▶ [WHAT IS NEEDED]: Where the word "this" occurs in a line, return that line.

▶ [DATA BLOCK]:
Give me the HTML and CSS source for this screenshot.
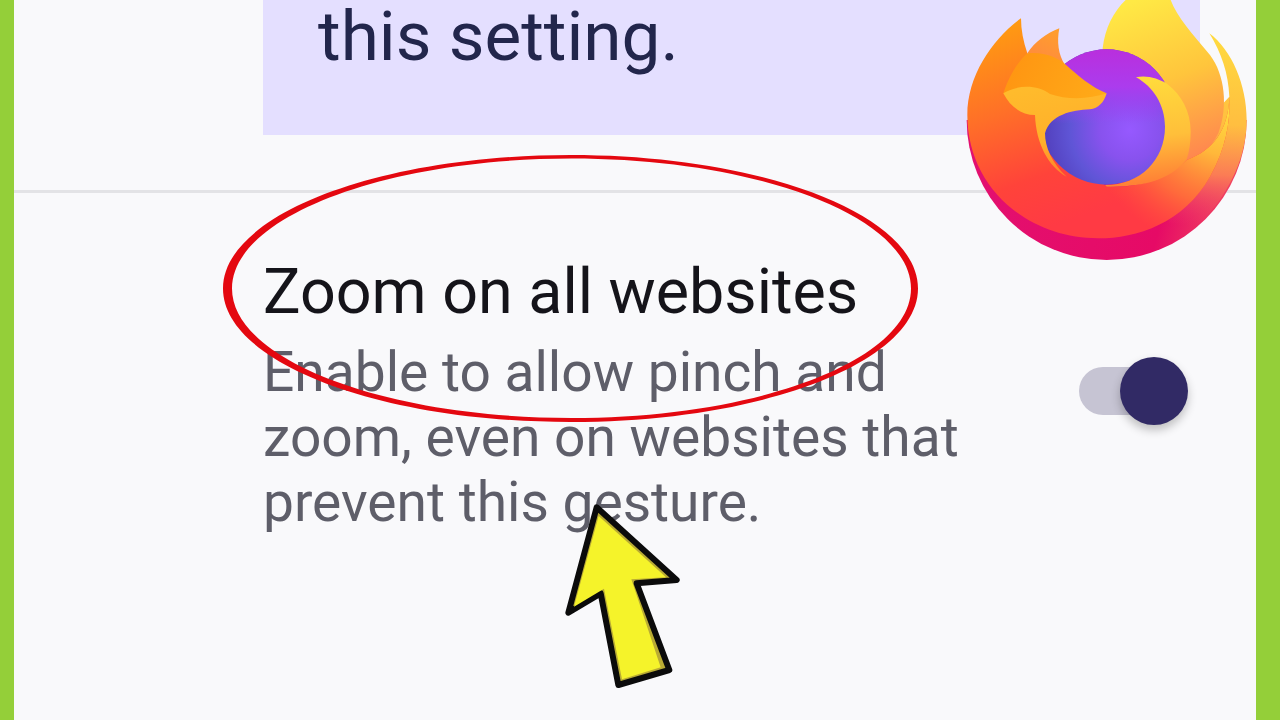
FILE: index.html
```
<!DOCTYPE html>
<html lang="en">
<head>
<meta charset="utf-8">
<title>Zoom on all websites</title>
<link rel="stylesheet" href="styles.css">
</head>
<body>
<div class="frame">
  <main class="screen">
    <section class="notice"><p class="notice-text">this setting.</p></section>
    <hr class="divider">
    <section class="setting">
      <div class="setting-copy">
        <h1 class="setting-title">Zoom on all websites</h1>
        <p class="setting-desc">Enable to allow pinch and zoom, even on websites that prevent this gesture.</p>
      </div>
      <div class="toggle"><span class="toggle-track"></span><span class="toggle-knob"></span></div>
    </section>
  </main>
</div>

<svg class="ring" viewBox="0 0 720 290" aria-hidden="true">
  <path fill="#e40810" fill-rule="evenodd" d="M3 138.500C3 64.800 158.600 5 350.500 5S698 64.800 698 138.500 542.400 272 350.500 272 3 212.200 3 138.500ZM12 138.500C12 209.800 164 268 351.500 268S691 209.800 691 138.500 539 8.500 351.500 8.500 12 67.200 12 138.500Z"/>
</svg>

<svg class="logo" viewBox="0 0 990 810" aria-hidden="true">
  <defs>
    <linearGradient id="lgBase" gradientUnits="userSpaceOnUse" x1="100" y1="500" x2="820" y2="660">
      <stop offset="0" stop-color="#e3106f"/>
      <stop offset="0.75" stop-color="#e60a66"/>
      <stop offset="1" stop-color="#f0405f"/>
    </linearGradient>
    <linearGradient id="lgFlame" gradientUnits="userSpaceOnUse" x1="560" y1="0" x2="740" y2="480">
      <stop offset="0" stop-color="#ffe945"/>
      <stop offset="0.5" stop-color="#ffc53c"/>
      <stop offset="1" stop-color="#ff8450"/>
    </linearGradient>
    <linearGradient id="lgCrescent" gradientUnits="userSpaceOnUse" x1="800" y1="120" x2="770" y2="680">
      <stop offset="0" stop-color="#ffd93f"/>
      <stop offset="0.45" stop-color="#ffbe40"/>
      <stop offset="0.72" stop-color="#fb7c55"/>
      <stop offset="1" stop-color="#ee3c6c" stop-opacity="0"/>
    </linearGradient>
    <linearGradient id="lgMain" gradientUnits="userSpaceOnUse" x1="220" y1="60" x2="420" y2="640">
      <stop offset="0" stop-color="#ff9a12"/>
      <stop offset="0.4" stop-color="#ff6f28"/>
      <stop offset="0.75" stop-color="#ff433a"/>
      <stop offset="1" stop-color="#ff3a44"/>
    </linearGradient>
    <radialGradient id="lgGlow" gradientUnits="userSpaceOnUse" cx="830" cy="310" r="440">
      <stop offset="0" stop-color="#ffe23f"/>
      <stop offset="0.35" stop-color="#ffb83a"/>
      <stop offset="0.7" stop-color="#ff7a38" stop-opacity="0.75"/>
      <stop offset="1" stop-color="#ff5a3a" stop-opacity="0"/>
    </radialGradient>
    <linearGradient id="lgEar" x1="0.8" y1="0" x2="0.4" y2="1">
      <stop offset="0" stop-color="#ff9f2c"/>
      <stop offset="1" stop-color="#ff8a3f"/>
    </linearGradient>
    <radialGradient id="lgGlobe" gradientUnits="userSpaceOnUse" cx="540" cy="390" r="300">
      <stop offset="0" stop-color="#9659ff"/>
      <stop offset="0.3" stop-color="#8852ee"/>
      <stop offset="0.6" stop-color="#5f55d6"/>
      <stop offset="1" stop-color="#4c35b0"/>
    </radialGradient>
    <linearGradient id="lgGlobeTop" x1="0" y1="0" x2="0" y2="1">
      <stop offset="0" stop-color="#b92fdd"/>
      <stop offset="0.28" stop-color="#ab3cee"/>
      <stop offset="0.55" stop-color="#a040f5" stop-opacity="0"/>
    </linearGradient>
    <linearGradient id="lgSwoosh" gradientUnits="userSpaceOnUse" x1="580" y1="230" x2="620" y2="560">
      <stop offset="0" stop-color="#ffdc3c"/>
      <stop offset="0.55" stop-color="#ffbf3a"/>
      <stop offset="1" stop-color="#ff7a35"/>
    </linearGradient>
    <linearGradient id="lgFox" gradientUnits="userSpaceOnUse" x1="260" y1="260" x2="320" y2="530">
      <stop offset="0" stop-color="#ffbb2c"/>
      <stop offset="0.6" stop-color="#ffb02a"/>
      <stop offset="1" stop-color="#ff7f2a"/>
    </linearGradient>
    <linearGradient id="lgHead" gradientUnits="userSpaceOnUse" x1="200" y1="170" x2="450" y2="290">
      <stop offset="0" stop-color="#ff9612"/>
      <stop offset="1" stop-color="#ffaa18"/>
    </linearGradient>
  </defs>
  <path fill="url(#lgBase)" d="M50 360A420 420 0 0 0 890 360Z"/>
  <path fill="url(#lgCrescent)" d="M778 100C845 150 890 255 890 360C890 470 840 570 770 650C740 680 700 695 660 700L640 500L838 290C835 220 815 160 778 100Z"/>
  <path fill="url(#lgFlame)" d="M458 145C465 85 490 35 527 0L662 0C680 50 730 105 780 165C825 225 835 320 805 400C780 450 750 475 710 490L470 400Z"/>
  <path fill="url(#lgMain)" d="M213 55C130 115 52 225 52 345C52 560 230 715 445 715C560 715 700 670 780 530C825 450 842 370 838 290C835 390 790 450 710 480C650 540 560 565 470 560L285 400L300 300L232 160C220 125 213 90 213 55Z"/>
  <path fill="url(#lgGlow)" d="M445 715C560 715 700 670 780 530C825 450 842 370 838 290C835 390 790 450 710 480C650 540 560 565 470 560L400 640Z"/>
  <path fill="url(#lgEar)" d="M328 85C290 100 255 125 232 160L345 195C325 165 320 125 328 85Z"/>
  <circle cx="470" cy="351" r="203" fill="url(#lgGlobe)"/>
  <circle cx="470" cy="351" r="203" fill="url(#lgGlobeTop)"/>
  <path fill="url(#lgSwoosh)" d="M558 232C590 225 625 235 652 252C695 285 722 335 722 395C722 425 718 455 710 478C670 530 600 562 470 560L465 555C570 555 645 480 645 380C645 315 610 260 558 232Z"/>
  <path fill="url(#lgHead)" d="M232 160C285 155 320 172 345 192C385 228 425 262 470 280L400 310L300 300L160 280C180 220 205 185 232 160Z"/>
  <path fill="url(#lgFox)" d="M160 280C200 255 260 252 300 282C350 300 420 298 470 280C462 308 445 325 420 328C365 330 300 345 285 400C285 440 305 490 350 530C295 500 258 430 255 345C215 345 180 320 160 280Z"/>
</svg>

<svg class="pointer" viewBox="0 0 480 630" aria-hidden="true">
  <path fill="#b9ab34" stroke="#0b0b0b" stroke-width="18" stroke-linejoin="round" d="M170 52L410 270L290 280L388 540L235 585L182 310L85 368Z"/>
  <path fill="#f5f32a" d="M176 78L378 262L274 268L362 532L246 568L192 296L102 350Z"/>
</svg>
```

FILE: styles.css
```
* { box-sizing: border-box; }

html, body {
  margin: 0;
  padding: 0;
  width: 1280px;
  height: 720px;
  overflow: hidden;
}

body {
  position: relative;
  background: #94cf39;
  font-family: Roboto, "Liberation Sans", sans-serif;
}

.frame {
  display: flex;
  height: 720px;
  padding: 0 24px 0 14px;
}

.screen {
  flex: 1;
  background: #f9f9fb;
  display: flex;
  flex-direction: column;
}

.notice {
  height: 135px;
  margin: 0 56px 0 249px;
  background: #e4dfff;
  padding-left: 55px;
}

.notice-text {
  margin: 0;
  font-size: 69.3px;
  line-height: 74px;
  color: #22264c;
}

.divider {
  height: 3px;
  margin: 55px 0 0;
  border: 0;
  background: #e3e3e6;
}

.setting {
  display: flex;
  align-items: flex-start;
  padding: 55px 67px 0 249px;
}

.setting-copy {
  width: 720px;
}

.setting-title {
  margin: 0 0 4px;
  font-size: 62.8px;
  font-weight: 400;
  line-height: 88px;
  color: #15141a;
}

.setting-desc {
  margin: 0;
  font-size: 55.1px;
  line-height: 65px;
  color: #5e5e69;
}

.toggle {
  position: relative;
  width: 110px;
  height: 68px;
  margin: 109px 0 0 auto;
}

.toggle-track {
  position: absolute;
  left: 0;
  top: 10px;
  width: 90px;
  height: 48px;
  border-radius: 24px;
  background: #c6c4d3;
}

.toggle-knob {
  position: absolute;
  left: 41px;
  top: 0;
  width: 68px;
  height: 68px;
  border-radius: 50%;
  background: #312a65;
  box-shadow: 0 5px 10px rgba(0, 0, 0, 0.24);
}

.ring {
  position: absolute;
  left: 220px;
  top: 150px;
  width: 720px;
  height: 290px;
}

.logo {
  position: absolute;
  left: 950px;
  top: 0;
  width: 330px;
  height: 270px;
}

.pointer {
  position: absolute;
  left: 540px;
  top: 490px;
  width: 160px;
  height: 210px;
}
```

▶ [WRITTEN RESPONSE]:
Give me the HTML and CSS source for this screenshot.
    <section class="notice"><p class="notice-text">this setting.</p></section>
        <p class="setting-desc">Enable to allow pinch and zoom, even on websites that prevent this gesture.</p>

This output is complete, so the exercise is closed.